Another big disconnect is that Mormons will say "There's nothing in the temple that you can't find in the scriptures".  Again, if that were true, then Mormons wouldn't have any problem with people knowing exactly what happens in the temple because it would basically be the same as them reading the Bible.  But, there really are things that happen in the temple that aren't found in the scriptures.  One of the most notable examples is the use of masonic rites.  Joseph Smith became a freemason and learned all of their secret handshakes, then put them into the endowment ceremony and passed it off as a revelation he had from God.

To emphasize this disconnect, I include two videos. The first is part of a talk that David A Bednar (one of the 12 apostles) gave in General Conference a few years ago.  I'm actually going to embed that one because I'm relatively confident that it won't offend anyone.  The second video will be actual footage of the temple ceremony--it will be exactly what happens inside of a Mormon temple.  I know that it's accurate because I've been there myself and it is precisely what happens.  I will say a few words about Elder Bednar's talk, but for the most part I leave to the reader to view both videos and to draw your own conclusions.

The only thing I want to point out with this talk is that he spends half of the time vilifying people who disagree with him, or criticize the church and its temple ceremony.  This is a typical tactic--in politics it's called mudslinging.  Personally, I think it's a sign that someone cannot stand on their own argument because they rely on making the "other guy" look bad.  He says that those who criticize the church are servants of the devil and are merely doing the work of Satan.  He paints a very dark picture of people who disagree with him.

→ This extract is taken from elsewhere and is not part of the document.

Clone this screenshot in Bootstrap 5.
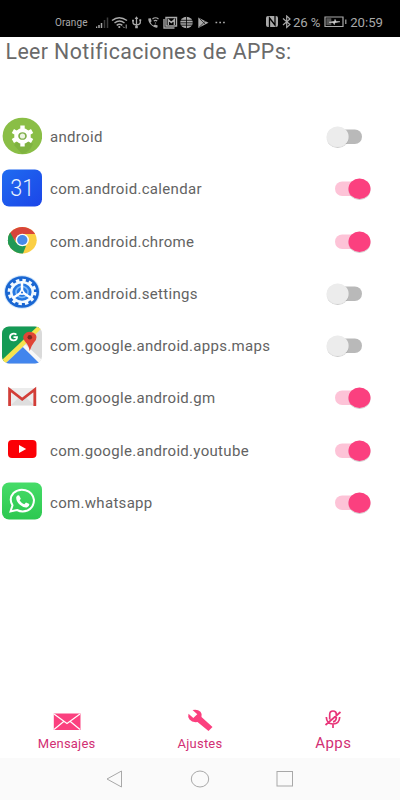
<!DOCTYPE html>
<html lang="es">
<head>
<meta charset="utf-8">
<meta name="viewport" content="width=device-width, initial-scale=1">
<title>Leer Notificaciones</title>
<link href="https://cdn.jsdelivr.net/npm/bootstrap@5.3.0/dist/css/bootstrap.min.css" rel="stylesheet">
<style>
body{font-family:Roboto,"Liberation Sans",sans-serif;color:#636363;background:#fff}
svg{display:block;flex:none}
.screen{width:400px;height:800px;overflow:hidden}
.statusbar{height:37px;background:#000;color:#a9a9a9;padding:8px 17px 0 55px}
.carrier{font-size:10px;width:41px;letter-spacing:.1px;white-space:nowrap}
.st{font-size:13.2px;white-space:nowrap}
.st-clock{margin-left:2px}
.st-charge{margin-left:1px;letter-spacing:-.15px}
.heading{height:74px;padding:1px 0 0 5.5px;font-size:21.3px;line-height:28px;letter-spacing:.41px;font-weight:400;margin:0;white-space:nowrap;color:#6a6a6a}
.approw{height:52.25px;padding:0 29px 0 2px}
.appicon{width:40px;height:40px;margin-top:-3px}
.appname{margin-left:8px;font-size:15px;letter-spacing:.31px;line-height:20px;white-space:nowrap}
.tabs{height:59.5px;color:#d22f74}
.tab{width:133.33px}
.tab span{font-size:13px;line-height:16px;letter-spacing:.22px;margin-top:5px}
.tab .lg{font-size:15px;letter-spacing:.5px;margin-top:4px}
.softkeys{height:42px;background:#fafafa;padding:0 106px}
</style>
<script src="https://cdn.jsdelivr.net/npm/bootstrap@5.3.0/dist/js/bootstrap.bundle.min.js"></script>
</head>
<body>
<svg width="0" height="0" class="position-absolute" aria-hidden="true">
<defs>
<linearGradient id="cal" x1="0" y1="0" x2="1" y2="1"><stop offset="0" stop-color="#1f6cf0"/><stop offset="1" stop-color="#1c45e8"/></linearGradient>
<linearGradient id="wa" x1="0" y1="0" x2="0" y2="1"><stop offset="0" stop-color="#46dc68"/><stop offset="1" stop-color="#2dc850"/></linearGradient>
<clipPath id="mapclip"><rect y="1.5" width="40" height="37" rx="7"/></clipPath>
<clipPath id="chromeclip"><ellipse cx="20.3" cy="20.2" rx="14.4" ry="13.2"/></clipPath>
<filter id="sh" x="-30%" y="-30%" width="160%" height="170%"><feDropShadow dx="0" dy=".8" stdDeviation=".7" flood-opacity=".25"/></filter>
<symbol id="off" viewBox="0 0 46 26"><rect x="7" y="5.5" width="30" height="14.5" rx="7.2" fill="#b9b9b9"/><ellipse cx="12.7" cy="12.8" rx="11" ry="10.3" fill="#ececec" filter="url(#sh)"/></symbol>
<symbol id="on" viewBox="0 0 46 26"><rect x="10" y="5.5" width="30" height="14.5" rx="7.2" fill="#fdc3d7"/><ellipse cx="34.5" cy="12.8" rx="11" ry="10.3" fill="#fb407f" filter="url(#sh)"/></symbol>
</defs>
</svg>
<div class="screen d-flex flex-column">
  <header class="statusbar d-flex align-items-center">
    <span class="carrier">Orange</span>
    <svg width="130" height="16" viewBox="96 15 130 16" fill="none" stroke="#a9a9a9" stroke-width="1.3">
      <path d="M96.5 28v-1.5M99 28v-3M101.5 28v-5" stroke-width="1.5"/><path d="M104.5 28v-8M107.5 28V17.5" stroke="#3d3d3d" stroke-width="1.5"/>
      <path d="M112 20.5Q119 15 127 20.5M114.5 23Q119.5 19 124.5 23M116.7 25.3q2.8-2 5.6 0" stroke-width="1.5"/><circle cx="119.3" cy="27" r="1.1" fill="#a9a9a9" stroke="none"/><path d="M123 26.5l1.5 1.5M126.2 24.5v4" stroke-width="1"/>
      <path d="M136.5 17v10M133 20.5v2.2q0 1.8 3.5 2.3 3.8-.5 3.8-2.5V20"/><path d="M134.7 19l1.8-2.8 1.8 2.8zM132 19.7h2v1.7h-2zM139.4 19.3h1.8V21h-1.8zM135.2 26h2.6v2.3h-2.6z" fill="#a9a9a9" stroke="none"/>
      <path d="M148.3 18.5l2.5-.3.8 3-1 1.2q1 2.3 3 3.2l1.3-1.1 2.8.9-.3 2.2q-2.7.7-5.8-2.3-3.6-3.3-3.3-6.8z" fill="#a9a9a9" stroke="none"/><path d="M152.5 19q3-2.500 6 0M153.800 21q1.700-1.300 3.400 0M155.500 22.500v1" stroke-width="1.200"/>
      <path d="M166 17.5h10.500v8.500H166zM164 19v9h10.500" stroke-width="1.400"/><path d="M168.300 25v-5.300l3 2.800 3-2.800V25" stroke-width="1.400"/>
      <ellipse cx="186.500" cy="22.500" rx="6.300" ry="5.800" fill="#a9a9a9" stroke="none"/><path d="M180 20.300h13M180 22.800h13M180 25.200h13M186.500 16.500v12" stroke="#000" stroke-width=".8"/>
      <path d="M198.300 17.500l10.200 5.200-10.200 5.300z" fill="#a9a9a9" stroke="none"/><path d="M199.500 18.500l6 6M199.500 27l6-6" stroke="#222" stroke-width=".8"/>
      <path d="M215.500 22.500h1.700M219.300 22.500h1.700M223.100 22.500h1.700" stroke-width="1.700"/>
    </svg>
    <div class="d-flex align-items-center ms-auto">
    <svg width="26" height="14" viewBox="266 16 26 14" fill="none" stroke="#a9a9a9">
      <path d="M268 17h8q2 0 2 2v7q0 2-2 2h-8q-2 0-2-2v-7q0-2 2-2z" fill="#a9a9a9" stroke="none"/><path d="M269.500 28V19l5.500 7V17" stroke="#000" stroke-width="1.300"/><path d="M283 19.500l7 6-3.300 3V17l3.300 3-7 6" stroke-width="1.200"/>
    </svg>
    <span class="st st-charge">26 %</span>
    <svg width="24" height="12" viewBox="324 16.500 24 12" class="ms-1"><path d="M325 17.500h18v9.500h-18zM345.800 20v4.500" fill="none" stroke="#a9a9a9" stroke-width="1.200"/><path d="M326.300 18.700h5v7h-5z" fill="#555"/><path d="M329 22.800l5.500-1 .5-2 1 2.100 4 .3-5.200 1-.5 2-1-2z" fill="#ddd" stroke="#ccc" stroke-width=".5"/></svg>
    <span class="st st-clock">20:59</span>
    </div>
  </header>
  <h1 class="heading">Leer Notificaciones de APPs:</h1>
  <main class="flex-grow-1">
    <div class="approw d-flex align-items-center">
      <svg class="appicon" viewBox="0 0 40 40"><ellipse cx="20.400" cy="20" rx="19.800" ry="18.300" fill="#8abe46"/><path d="M12 29l8-8 11 7q-3 8-11 10z" fill="#7fb240"/><ellipse cx="20.500" cy="20" rx="6.300" ry="5.800" fill="#7dae49" stroke="#fff" stroke-width="4"/><path d="M20.500 9.500v4M20.500 26.500v4M10.900 15l3.400 2M26.700 23l3.400 2M10.900 25l3.400-2M26.700 17l3.400-2" stroke="#fff" stroke-width="4.400"/><circle cx="20.500" cy="20" r="2.600" fill="#edf5e3"/></svg>
      <span class="appname">android</span><svg class="ms-auto" width="46" height="26"><use href="#off"/></svg>
    </div>
    <div class="approw d-flex align-items-center">
      <svg class="appicon" viewBox="0 0 40 40"><rect y="1.500" width="40" height="37" rx="7" fill="url(#cal)"/><text x="20.300" y="27.700" text-anchor="middle" font-size="23" font-weight="300" fill="#e9f4ff" textLength="24" lengthAdjust="spacingAndGlyphs">31</text></svg>
      <span class="appname">com.android.calendar</span><svg class="ms-auto" width="46" height="26"><use href="#on"/></svg>
    </div>
    <div class="approw d-flex align-items-center">
      <svg class="appicon" viewBox="0 0 40 40"><g clip-path="url(#chromeclip)"><path d="M0 0h40v40H0z" fill="#fbcf44"/><path d="M4 8l10 15 10 3-6 15H0z" fill="#229955"/><path d="M5 13L10 4h29v10H20l-6 7z" fill="#d8453a"/><path d="M4 9l4 3 6 11-8 2z" fill="#229955"/></g><ellipse cx="20.300" cy="20" rx="6.600" ry="6.200" fill="#fff"/><ellipse cx="20.300" cy="20" rx="5.200" ry="4.900" fill="#478ae8"/></svg>
      <span class="appname">com.android.chrome</span><svg class="ms-auto" width="46" height="26"><use href="#on"/></svg>
    </div>
    <div class="approw d-flex align-items-center">
      <svg class="appicon" viewBox="0 0 40 40"><ellipse cx="20" cy="20" rx="18" ry="16.800" fill="#cfe5fb"/><ellipse cx="20" cy="20" rx="17" ry="15.800" fill="#1966d2"/><ellipse cx="20" cy="20" rx="10.800" ry="9.900" fill="#2578e2" stroke="#f3faff" stroke-width="2.400"/><ellipse cx="20" cy="20" rx="12.900" ry="11.800" fill="none" stroke="#f3faff" stroke-width="3" stroke-dasharray="3.400 3.070"/><ellipse cx="20" cy="20" rx="6" ry="5.500" fill="none" stroke="#7db8f6" stroke-width="1.600"/><path d="M20 20V9.500M20 20l-9 6M20 20l9 6" stroke="#fff" stroke-width="2.500"/><circle cx="20" cy="20.500" r="2.500" fill="#fff"/><circle cx="20" cy="20.500" r="1" fill="#1966d2"/></svg>
      <span class="appname">com.android.settings</span><svg class="ms-auto" width="46" height="26"><use href="#off"/></svg>
    </div>
    <div class="approw d-flex align-items-center">
      <svg class="appicon" viewBox="0 0 40 40"><g clip-path="url(#mapclip)"><path d="M0 0h40v40H0z" fill="#dadada"/><path d="M0 0h40L0 38z" fill="#149a55"/><path d="M0 35L37 0h6L2 40H0z" fill="#f6e34f"/><path d="M3 39l18-17 19 18z" fill="#4285ed"/><path d="M21 22l2.500-2.500L40 35v6z" fill="#f7f7f7"/></g><path d="M27.700 26q-.6-5-4.700-9.400-3.400-4.400-.4-7.700 2.500-2.500 6-2 5.400.8 5.900 5 .2 2.500-2.500 5.500-3 3.500-4.300 8.600z" fill="#e04436"/><circle cx="27.800" cy="12.200" r="2.300" fill="#7c2720"/><path d="M14.400 9.700q-1.700-1.600-4-.9-2.700 1-2.400 3.800.6 2.900 3.700 2.800 3.100-.2 3.300-3.200h-3.500" fill="none" stroke="#fff" stroke-width="1.800"/></svg>
      <span class="appname">com.google.android.apps.maps</span><svg class="ms-auto" width="46" height="26"><use href="#off"/></svg>
    </div>
    <div class="approw d-flex align-items-center">
      <svg class="appicon" viewBox="0 0 40 40"><rect x="6.200" y="11" width="28" height="18" rx="1.500" fill="#ececec"/><path d="M9 28l8.500-8 3 2 3-2 8.500 8" fill="#dedede"/><path d="M7.600 29V12.500L20.200 22.300 32.800 12.500V29" fill="none" stroke="#d23e38" stroke-width="2.800"/></svg>
      <span class="appname">com.google.android.gm</span><svg class="ms-auto" width="46" height="26"><use href="#on"/></svg>
    </div>
    <div class="approw d-flex align-items-center">
      <svg class="appicon" viewBox="0 0 40 40"><rect x="6" y="11" width="28.500" height="18" rx="4" fill="#fb0006"/><path d="M17 16v8l7.200-4z" fill="#fff"/></svg>
      <span class="appname">com.google.android.youtube</span><svg class="ms-auto" width="46" height="26"><use href="#on"/></svg>
    </div>
    <div class="approw d-flex align-items-center">
      <svg class="appicon" viewBox="0 0 40 40"><rect y="1.500" width="40" height="37" rx="7" fill="url(#wa)"/><path d="M8.500 30.500l2-6.200Q6.500 17.500 11.500 12 16.500 7.500 23.500 9.200 31 11.500 32 19 31.800 26.500 25.500 29.500 20 31.500 15 29z" fill="none" stroke="#fff" stroke-width="2"/><path d="M14.200 16.200q1-2.500 3-1.800l1.600 3.400-1.200 1.800q1.900 2.800 4.700 3.700l1.700-1.900 3.400 1.700q0 2.500-2.500 3.300-3.500.5-7-2.600-4-3.700-3.700-7.600z" fill="#fff"/></svg>
      <span class="appname">com.whatsapp</span><svg class="ms-auto" width="46" height="26"><use href="#on"/></svg>
    </div>
  </main>
  <nav class="tabs d-flex">
    <div class="tab d-flex flex-column align-items-center"><svg width="28" height="32" viewBox="0 0 28 32"><path d="M.8 14.500h26.700v16.500H.8z" fill="#fb407f"/><path d="M1 15l13 9.500 13-9.500M1 30.500l10-8.300M27 30.500l-10-8.300" fill="none" stroke="#fff" stroke-width="1.200"/></svg><span>Mensajes</span></div>
    <div class="tab d-flex flex-column align-items-center"><svg width="26" height="32" viewBox="0 0 26 32"><path d="M5.500 11q5-1.200 8 1.800 2 2.500 1 5.300L25.500 28l-4 4L10.500 23q-5.200.8-8-2.500-2-3-1-5.700l4.800 4.200 4-3.800z" fill="#fb407f"/></svg><span>Ajustes</span></div>
    <div class="tab d-flex flex-column align-items-center"><svg width="18" height="32" viewBox="0 0 18 32" fill="none" stroke="#e83478" stroke-width="1.700"><path d="M5.700 20.500v-5q0-3.500 3.300-3.500t3.300 3.500v3.500Q12 22.500 9 22.800M2.300 18q.3 7 6.700 7t6.700-7M9 25v4M1.500 26l15-13"/></svg><span class="lg">Apps</span></div>
  </nav>
  <footer class="softkeys d-flex align-items-center justify-content-between">
    <svg width="18" height="18" viewBox="0 0 18 18" fill="none" stroke="#a8a8a8"><path d="M1 9l14.500-8v16z" stroke-linejoin="round"/></svg>
    <svg width="20" height="18" viewBox="0 0 20 18" fill="none" stroke="#a8a8a8"><ellipse cx="10" cy="9" rx="8.700" ry="8"/></svg>
    <svg width="18" height="18" viewBox="0 0 18 18" fill="none" stroke="#a8a8a8"><rect x="1" y="1.500" width="15.500" height="14.500"/></svg>
  </footer>
</div>
</body>
</html>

Anyway, without further ado, here is the video of the temple ceremony.  This is a full and complete temple ceremony.  It's very long.  Most of it is just a re-enactment of the creation story presented in Genesis (with slight differences).  If you are interested in seeing what it is like but don't want to watch the full hour, I would suggest going to somewhere around timestamp 55 or 58 minutes or so.  The end is where all of the secret signs and handshakes are shown.  And, out of respect for any Mormons who may be reading the blog, I'm not embedding the link here because it is actual footage taken inside of a temple.  I send my thanks to the person who uploaded this.  I can only imagine how difficult it must have been, and how horrible it could be for you if your identity were known, so thank you for doing this even with the huge risk at hand.